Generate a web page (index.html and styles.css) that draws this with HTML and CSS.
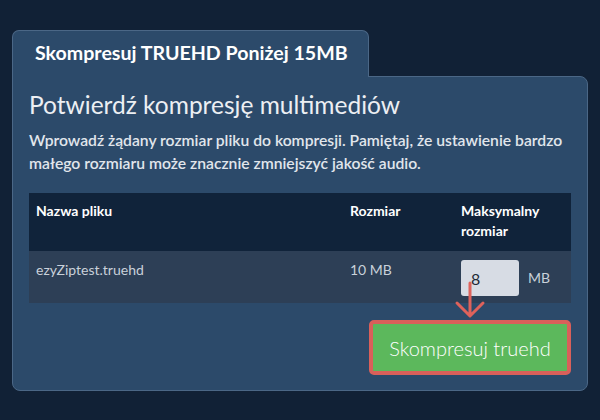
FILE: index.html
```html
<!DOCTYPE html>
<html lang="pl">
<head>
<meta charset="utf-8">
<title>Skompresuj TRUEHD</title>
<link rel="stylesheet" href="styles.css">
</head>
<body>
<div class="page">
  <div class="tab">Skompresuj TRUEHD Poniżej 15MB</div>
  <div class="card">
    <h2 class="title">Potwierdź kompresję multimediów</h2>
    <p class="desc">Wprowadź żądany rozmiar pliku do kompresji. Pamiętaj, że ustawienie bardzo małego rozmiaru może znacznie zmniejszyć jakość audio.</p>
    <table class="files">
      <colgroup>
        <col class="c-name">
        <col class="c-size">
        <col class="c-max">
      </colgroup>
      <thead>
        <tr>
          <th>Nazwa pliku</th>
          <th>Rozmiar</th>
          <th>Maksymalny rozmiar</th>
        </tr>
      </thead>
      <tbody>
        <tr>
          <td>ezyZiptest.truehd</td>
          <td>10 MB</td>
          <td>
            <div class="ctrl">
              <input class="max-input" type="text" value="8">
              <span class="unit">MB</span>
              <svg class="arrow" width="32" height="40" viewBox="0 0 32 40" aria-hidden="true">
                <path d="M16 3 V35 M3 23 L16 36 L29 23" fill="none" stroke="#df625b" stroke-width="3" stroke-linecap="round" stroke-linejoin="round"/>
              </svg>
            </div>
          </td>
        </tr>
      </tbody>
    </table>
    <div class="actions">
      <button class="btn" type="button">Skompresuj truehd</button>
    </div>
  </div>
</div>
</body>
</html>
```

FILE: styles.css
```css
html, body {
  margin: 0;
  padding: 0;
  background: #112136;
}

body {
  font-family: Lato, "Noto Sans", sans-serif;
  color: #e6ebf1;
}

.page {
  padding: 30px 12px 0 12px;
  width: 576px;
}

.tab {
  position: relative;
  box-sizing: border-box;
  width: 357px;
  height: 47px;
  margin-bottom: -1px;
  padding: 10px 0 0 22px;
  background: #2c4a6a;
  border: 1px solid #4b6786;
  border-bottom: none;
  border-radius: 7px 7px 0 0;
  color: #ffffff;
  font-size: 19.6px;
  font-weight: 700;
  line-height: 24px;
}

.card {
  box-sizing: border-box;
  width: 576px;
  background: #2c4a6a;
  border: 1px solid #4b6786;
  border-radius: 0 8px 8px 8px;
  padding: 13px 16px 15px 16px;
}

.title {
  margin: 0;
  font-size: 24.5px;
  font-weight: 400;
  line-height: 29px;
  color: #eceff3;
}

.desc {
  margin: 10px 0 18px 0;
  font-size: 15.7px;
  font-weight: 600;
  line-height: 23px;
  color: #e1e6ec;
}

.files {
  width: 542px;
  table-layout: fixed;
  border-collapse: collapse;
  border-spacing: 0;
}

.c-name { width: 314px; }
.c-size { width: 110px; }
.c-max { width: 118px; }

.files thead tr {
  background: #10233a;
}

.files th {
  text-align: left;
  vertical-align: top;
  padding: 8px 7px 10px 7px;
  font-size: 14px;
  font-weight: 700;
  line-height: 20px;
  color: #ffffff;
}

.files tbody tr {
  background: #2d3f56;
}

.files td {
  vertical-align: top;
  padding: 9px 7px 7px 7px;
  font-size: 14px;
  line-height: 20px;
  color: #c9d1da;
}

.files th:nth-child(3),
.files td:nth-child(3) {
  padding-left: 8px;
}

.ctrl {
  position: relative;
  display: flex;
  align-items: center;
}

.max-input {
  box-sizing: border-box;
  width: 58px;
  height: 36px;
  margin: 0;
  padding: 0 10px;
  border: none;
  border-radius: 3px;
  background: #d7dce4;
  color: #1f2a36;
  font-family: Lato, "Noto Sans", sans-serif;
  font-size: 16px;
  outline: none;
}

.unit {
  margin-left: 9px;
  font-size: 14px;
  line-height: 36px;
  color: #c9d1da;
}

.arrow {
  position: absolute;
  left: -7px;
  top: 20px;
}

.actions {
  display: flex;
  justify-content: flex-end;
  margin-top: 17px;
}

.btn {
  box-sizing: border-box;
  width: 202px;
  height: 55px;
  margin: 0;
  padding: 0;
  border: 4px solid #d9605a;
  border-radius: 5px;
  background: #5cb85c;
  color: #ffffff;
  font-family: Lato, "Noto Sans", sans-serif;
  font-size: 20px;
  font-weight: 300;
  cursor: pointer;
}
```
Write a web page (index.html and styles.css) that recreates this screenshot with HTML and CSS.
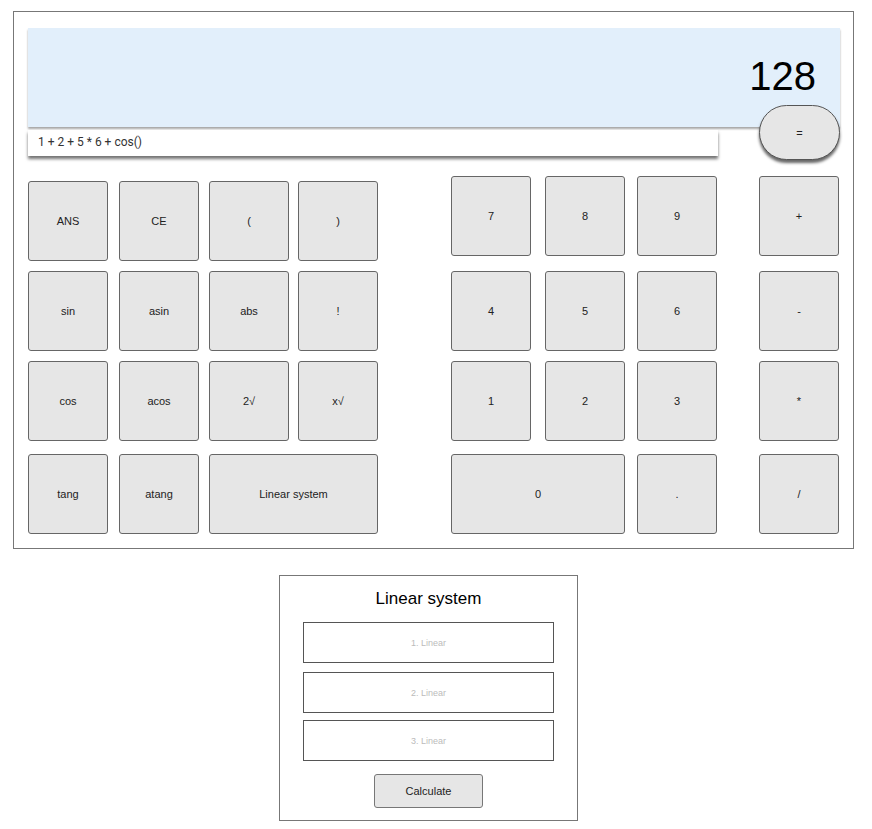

• REQUIRED TASK:
Your task is to transcribe all of the records precisely, with no images included.

• TASK SOLUTION:
Generate a web page (index.html and styles.css) that draws this with HTML and CSS.
FILE: index.html
```html
<!DOCTYPE html>
<html lang="pl">
<head>
<meta charset="utf-8">
<title>Skompresuj TRUEHD</title>
<link rel="stylesheet" href="styles.css">
</head>
<body>
<div class="page">
  <div class="tab">Skompresuj TRUEHD Poniżej 15MB</div>
  <div class="card">
    <h2 class="title">Potwierdź kompresję multimediów</h2>
    <p class="desc">Wprowadź żądany rozmiar pliku do kompresji. Pamiętaj, że ustawienie bardzo małego rozmiaru może znacznie zmniejszyć jakość audio.</p>
    <table class="files">
      <colgroup>
        <col class="c-name">
        <col class="c-size">
        <col class="c-max">
      </colgroup>
      <thead>
        <tr>
          <th>Nazwa pliku</th>
          <th>Rozmiar</th>
          <th>Maksymalny rozmiar</th>
        </tr>
      </thead>
      <tbody>
        <tr>
          <td>ezyZiptest.truehd</td>
          <td>10 MB</td>
          <td>
            <div class="ctrl">
              <input class="max-input" type="text" value="8">
              <span class="unit">MB</span>
              <svg class="arrow" width="32" height="40" viewBox="0 0 32 40" aria-hidden="true">
                <path d="M16 3 V35 M3 23 L16 36 L29 23" fill="none" stroke="#df625b" stroke-width="3" stroke-linecap="round" stroke-linejoin="round"/>
              </svg>
            </div>
          </td>
        </tr>
      </tbody>
    </table>
    <div class="actions">
      <button class="btn" type="button">Skompresuj truehd</button>
    </div>
  </div>
</div>
</body>
</html>
```

FILE: styles.css
```css
html, body {
  margin: 0;
  padding: 0;
  background: #112136;
}

body {
  font-family: Lato, "Noto Sans", sans-serif;
  color: #e6ebf1;
}

.page {
  padding: 30px 12px 0 12px;
  width: 576px;
}

.tab {
  position: relative;
  box-sizing: border-box;
  width: 357px;
  height: 47px;
  margin-bottom: -1px;
  padding: 10px 0 0 22px;
  background: #2c4a6a;
  border: 1px solid #4b6786;
  border-bottom: none;
  border-radius: 7px 7px 0 0;
  color: #ffffff;
  font-size: 19.6px;
  font-weight: 700;
  line-height: 24px;
}

.card {
  box-sizing: border-box;
  width: 576px;
  background: #2c4a6a;
  border: 1px solid #4b6786;
  border-radius: 0 8px 8px 8px;
  padding: 13px 16px 15px 16px;
}

.title {
  margin: 0;
  font-size: 24.5px;
  font-weight: 400;
  line-height: 29px;
  color: #eceff3;
}

.desc {
  margin: 10px 0 18px 0;
  font-size: 15.7px;
  font-weight: 600;
  line-height: 23px;
  color: #e1e6ec;
}

.files {
  width: 542px;
  table-layout: fixed;
  border-collapse: collapse;
  border-spacing: 0;
}

.c-name { width: 314px; }
.c-size { width: 110px; }
.c-max { width: 118px; }

.files thead tr {
  background: #10233a;
}

.files th {
  text-align: left;
  vertical-align: top;
  padding: 8px 7px 10px 7px;
  font-size: 14px;
  font-weight: 700;
  line-height: 20px;
  color: #ffffff;
}

.files tbody tr {
  background: #2d3f56;
}

.files td {
  vertical-align: top;
  padding: 9px 7px 7px 7px;
  font-size: 14px;
  line-height: 20px;
  color: #c9d1da;
}

.files th:nth-child(3),
.files td:nth-child(3) {
  padding-left: 8px;
}

.ctrl {
  position: relative;
  display: flex;
  align-items: center;
}

.max-input {
  box-sizing: border-box;
  width: 58px;
  height: 36px;
  margin: 0;
  padding: 0 10px;
  border: none;
  border-radius: 3px;
  background: #d7dce4;
  color: #1f2a36;
  font-family: Lato, "Noto Sans", sans-serif;
  font-size: 16px;
  outline: none;
}

.unit {
  margin-left: 9px;
  font-size: 14px;
  line-height: 36px;
  color: #c9d1da;
}

.arrow {
  position: absolute;
  left: -7px;
  top: 20px;
}

.actions {
  display: flex;
  justify-content: flex-end;
  margin-top: 17px;
}

.btn {
  box-sizing: border-box;
  width: 202px;
  height: 55px;
  margin: 0;
  padding: 0;
  border: 4px solid #d9605a;
  border-radius: 5px;
  background: #5cb85c;
  color: #ffffff;
  font-family: Lato, "Noto Sans", sans-serif;
  font-size: 20px;
  font-weight: 300;
  cursor: pointer;
}
```
Write a web page (index.html and styles.css) that recreates this screenshot with HTML and CSS.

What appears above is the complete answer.